[INSTRUCTION]:
Here are records with pictures in them. Copy all of them exactly and leave the pictures out.

[RECORD EXCERPTS]:

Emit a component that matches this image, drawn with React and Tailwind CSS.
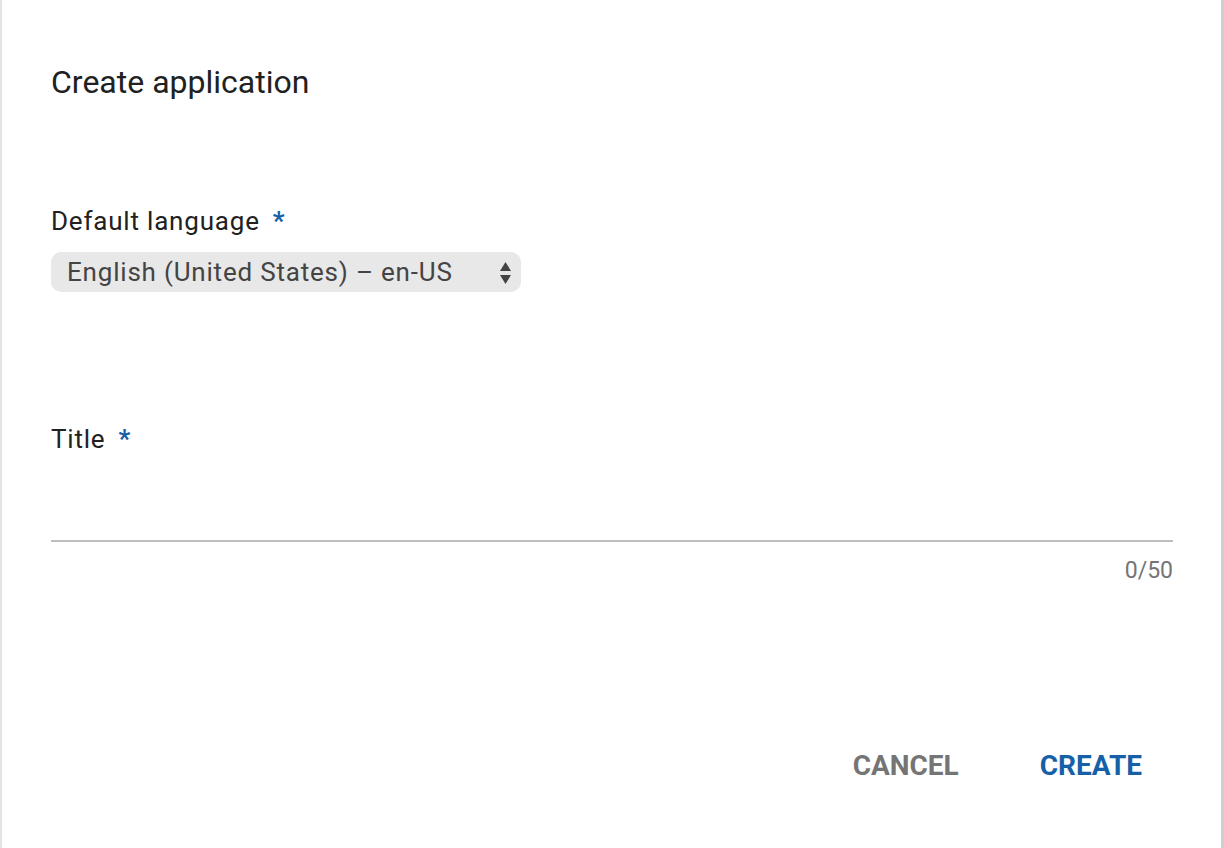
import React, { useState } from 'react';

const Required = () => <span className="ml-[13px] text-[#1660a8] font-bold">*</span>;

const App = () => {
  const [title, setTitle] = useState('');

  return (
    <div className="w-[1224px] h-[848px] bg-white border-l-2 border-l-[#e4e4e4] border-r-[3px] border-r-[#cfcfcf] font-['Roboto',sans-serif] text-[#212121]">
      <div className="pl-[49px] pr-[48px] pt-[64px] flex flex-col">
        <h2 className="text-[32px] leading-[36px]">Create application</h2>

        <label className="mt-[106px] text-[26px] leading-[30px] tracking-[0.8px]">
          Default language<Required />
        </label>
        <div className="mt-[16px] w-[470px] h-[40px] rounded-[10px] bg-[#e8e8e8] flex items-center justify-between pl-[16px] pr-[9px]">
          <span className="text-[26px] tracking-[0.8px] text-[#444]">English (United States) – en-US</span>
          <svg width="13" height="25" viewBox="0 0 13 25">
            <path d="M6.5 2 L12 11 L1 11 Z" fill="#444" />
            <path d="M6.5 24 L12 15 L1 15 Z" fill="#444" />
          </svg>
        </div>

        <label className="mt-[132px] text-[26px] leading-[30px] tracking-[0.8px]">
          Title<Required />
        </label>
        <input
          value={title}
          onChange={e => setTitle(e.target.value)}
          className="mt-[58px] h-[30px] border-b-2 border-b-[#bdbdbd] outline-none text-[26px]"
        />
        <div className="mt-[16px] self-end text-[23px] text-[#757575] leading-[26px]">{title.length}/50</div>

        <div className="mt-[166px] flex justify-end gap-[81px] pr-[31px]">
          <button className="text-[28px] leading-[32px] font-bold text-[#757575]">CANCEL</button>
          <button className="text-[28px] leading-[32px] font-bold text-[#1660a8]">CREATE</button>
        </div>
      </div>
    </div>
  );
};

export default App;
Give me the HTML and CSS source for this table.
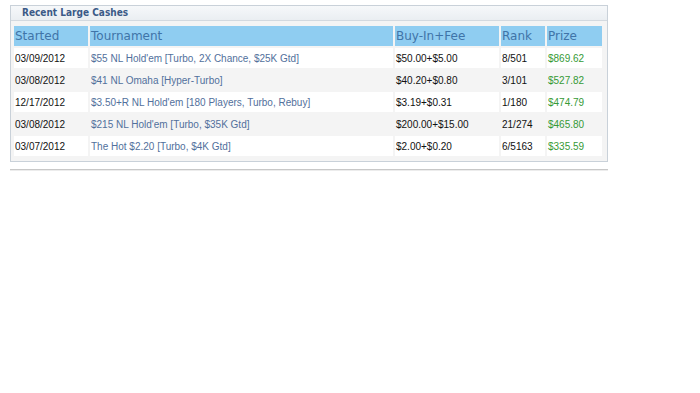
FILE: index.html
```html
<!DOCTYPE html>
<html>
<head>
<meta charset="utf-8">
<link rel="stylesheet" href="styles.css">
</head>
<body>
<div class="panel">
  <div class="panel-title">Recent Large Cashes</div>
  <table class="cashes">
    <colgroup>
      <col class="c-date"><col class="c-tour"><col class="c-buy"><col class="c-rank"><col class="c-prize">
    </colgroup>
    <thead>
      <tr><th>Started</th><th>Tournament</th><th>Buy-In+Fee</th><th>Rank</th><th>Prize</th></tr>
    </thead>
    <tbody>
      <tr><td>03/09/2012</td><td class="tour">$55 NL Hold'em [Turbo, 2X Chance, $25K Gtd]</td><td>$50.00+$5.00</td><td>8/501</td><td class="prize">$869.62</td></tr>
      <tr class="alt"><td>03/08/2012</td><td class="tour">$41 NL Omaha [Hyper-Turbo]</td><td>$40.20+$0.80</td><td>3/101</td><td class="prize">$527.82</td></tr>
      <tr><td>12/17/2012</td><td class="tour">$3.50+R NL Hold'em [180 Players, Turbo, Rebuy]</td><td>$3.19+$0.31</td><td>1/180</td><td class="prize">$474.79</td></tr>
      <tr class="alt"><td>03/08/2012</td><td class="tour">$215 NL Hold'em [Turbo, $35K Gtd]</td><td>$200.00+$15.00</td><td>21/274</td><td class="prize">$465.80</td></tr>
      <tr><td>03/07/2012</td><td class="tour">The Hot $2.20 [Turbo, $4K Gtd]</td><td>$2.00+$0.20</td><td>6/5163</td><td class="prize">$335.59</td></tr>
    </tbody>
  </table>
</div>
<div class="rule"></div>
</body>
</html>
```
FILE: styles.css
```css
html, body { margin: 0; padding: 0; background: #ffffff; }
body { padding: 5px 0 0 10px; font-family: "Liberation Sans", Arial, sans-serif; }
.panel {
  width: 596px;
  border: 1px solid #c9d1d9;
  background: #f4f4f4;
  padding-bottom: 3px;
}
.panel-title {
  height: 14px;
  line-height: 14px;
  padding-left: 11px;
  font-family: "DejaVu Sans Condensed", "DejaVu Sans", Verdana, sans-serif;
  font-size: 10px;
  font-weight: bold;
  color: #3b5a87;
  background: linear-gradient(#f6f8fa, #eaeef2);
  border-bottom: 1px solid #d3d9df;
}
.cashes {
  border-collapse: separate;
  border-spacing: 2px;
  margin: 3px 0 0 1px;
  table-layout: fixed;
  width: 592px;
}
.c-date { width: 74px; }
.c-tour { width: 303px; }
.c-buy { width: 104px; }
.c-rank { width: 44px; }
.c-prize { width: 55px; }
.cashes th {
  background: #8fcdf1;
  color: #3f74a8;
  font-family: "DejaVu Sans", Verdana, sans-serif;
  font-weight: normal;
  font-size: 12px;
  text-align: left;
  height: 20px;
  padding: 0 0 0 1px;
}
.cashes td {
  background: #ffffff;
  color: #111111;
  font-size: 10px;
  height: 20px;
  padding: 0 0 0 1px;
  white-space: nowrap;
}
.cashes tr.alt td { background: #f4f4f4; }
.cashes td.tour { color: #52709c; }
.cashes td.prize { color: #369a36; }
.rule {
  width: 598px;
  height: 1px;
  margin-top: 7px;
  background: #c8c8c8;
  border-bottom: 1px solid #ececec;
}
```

[CORRECT ANSWER]:
Emit a component that matches this image, drawn with React and Tailwind CSS.
import React, { useState } from 'react';

const Required = () => <span className="ml-[13px] text-[#1660a8] font-bold">*</span>;

const App = () => {
  const [title, setTitle] = useState('');

  return (
    <div className="w-[1224px] h-[848px] bg-white border-l-2 border-l-[#e4e4e4] border-r-[3px] border-r-[#cfcfcf] font-['Roboto',sans-serif] text-[#212121]">
      <div className="pl-[49px] pr-[48px] pt-[64px] flex flex-col">
        <h2 className="text-[32px] leading-[36px]">Create application</h2>

        <label className="mt-[106px] text-[26px] leading-[30px] tracking-[0.8px]">
          Default language<Required />
        </label>
        <div className="mt-[16px] w-[470px] h-[40px] rounded-[10px] bg-[#e8e8e8] flex items-center justify-between pl-[16px] pr-[9px]">
          <span className="text-[26px] tracking-[0.8px] text-[#444]">English (United States) – en-US</span>
          <svg width="13" height="25" viewBox="0 0 13 25">
            <path d="M6.5 2 L12 11 L1 11 Z" fill="#444" />
            <path d="M6.5 24 L12 15 L1 15 Z" fill="#444" />
          </svg>
        </div>

        <label className="mt-[132px] text-[26px] leading-[30px] tracking-[0.8px]">
          Title<Required />
        </label>
        <input
          value={title}
          onChange={e => setTitle(e.target.value)}
          className="mt-[58px] h-[30px] border-b-2 border-b-[#bdbdbd] outline-none text-[26px]"
        />
        <div className="mt-[16px] self-end text-[23px] text-[#757575] leading-[26px]">{title.length}/50</div>

        <div className="mt-[166px] flex justify-end gap-[81px] pr-[31px]">
          <button className="text-[28px] leading-[32px] font-bold text-[#757575]">CANCEL</button>
          <button className="text-[28px] leading-[32px] font-bold text-[#1660a8]">CREATE</button>
        </div>
      </div>
    </div>
  );
};

export default App;
Give me the HTML and CSS source for this table.
FILE: index.html
```html
<!DOCTYPE html>
<html>
<head>
<meta charset="utf-8">
<link rel="stylesheet" href="styles.css">
</head>
<body>
<div class="panel">
  <div class="panel-title">Recent Large Cashes</div>
  <table class="cashes">
    <colgroup>
      <col class="c-date"><col class="c-tour"><col class="c-buy"><col class="c-rank"><col class="c-prize">
    </colgroup>
    <thead>
      <tr><th>Started</th><th>Tournament</th><th>Buy-In+Fee</th><th>Rank</th><th>Prize</th></tr>
    </thead>
    <tbody>
      <tr><td>03/09/2012</td><td class="tour">$55 NL Hold'em [Turbo, 2X Chance, $25K Gtd]</td><td>$50.00+$5.00</td><td>8/501</td><td class="prize">$869.62</td></tr>
      <tr class="alt"><td>03/08/2012</td><td class="tour">$41 NL Omaha [Hyper-Turbo]</td><td>$40.20+$0.80</td><td>3/101</td><td class="prize">$527.82</td></tr>
      <tr><td>12/17/2012</td><td class="tour">$3.50+R NL Hold'em [180 Players, Turbo, Rebuy]</td><td>$3.19+$0.31</td><td>1/180</td><td class="prize">$474.79</td></tr>
      <tr class="alt"><td>03/08/2012</td><td class="tour">$215 NL Hold'em [Turbo, $35K Gtd]</td><td>$200.00+$15.00</td><td>21/274</td><td class="prize">$465.80</td></tr>
      <tr><td>03/07/2012</td><td class="tour">The Hot $2.20 [Turbo, $4K Gtd]</td><td>$2.00+$0.20</td><td>6/5163</td><td class="prize">$335.59</td></tr>
    </tbody>
  </table>
</div>
<div class="rule"></div>
</body>
</html>
```
FILE: styles.css
```css
html, body { margin: 0; padding: 0; background: #ffffff; }
body { padding: 5px 0 0 10px; font-family: "Liberation Sans", Arial, sans-serif; }
.panel {
  width: 596px;
  border: 1px solid #c9d1d9;
  background: #f4f4f4;
  padding-bottom: 3px;
}
.panel-title {
  height: 14px;
  line-height: 14px;
  padding-left: 11px;
  font-family: "DejaVu Sans Condensed", "DejaVu Sans", Verdana, sans-serif;
  font-size: 10px;
  font-weight: bold;
  color: #3b5a87;
  background: linear-gradient(#f6f8fa, #eaeef2);
  border-bottom: 1px solid #d3d9df;
}
.cashes {
  border-collapse: separate;
  border-spacing: 2px;
  margin: 3px 0 0 1px;
  table-layout: fixed;
  width: 592px;
}
.c-date { width: 74px; }
.c-tour { width: 303px; }
.c-buy { width: 104px; }
.c-rank { width: 44px; }
.c-prize { width: 55px; }
.cashes th {
  background: #8fcdf1;
  color: #3f74a8;
  font-family: "DejaVu Sans", Verdana, sans-serif;
  font-weight: normal;
  font-size: 12px;
  text-align: left;
  height: 20px;
  padding: 0 0 0 1px;
}
.cashes td {
  background: #ffffff;
  color: #111111;
  font-size: 10px;
  height: 20px;
  padding: 0 0 0 1px;
  white-space: nowrap;
}
.cashes tr.alt td { background: #f4f4f4; }
.cashes td.tour { color: #52709c; }
.cashes td.prize { color: #369a36; }
.rule {
  width: 598px;
  height: 1px;
  margin-top: 7px;
  background: #c8c8c8;
  border-bottom: 1px solid #ececec;
}
```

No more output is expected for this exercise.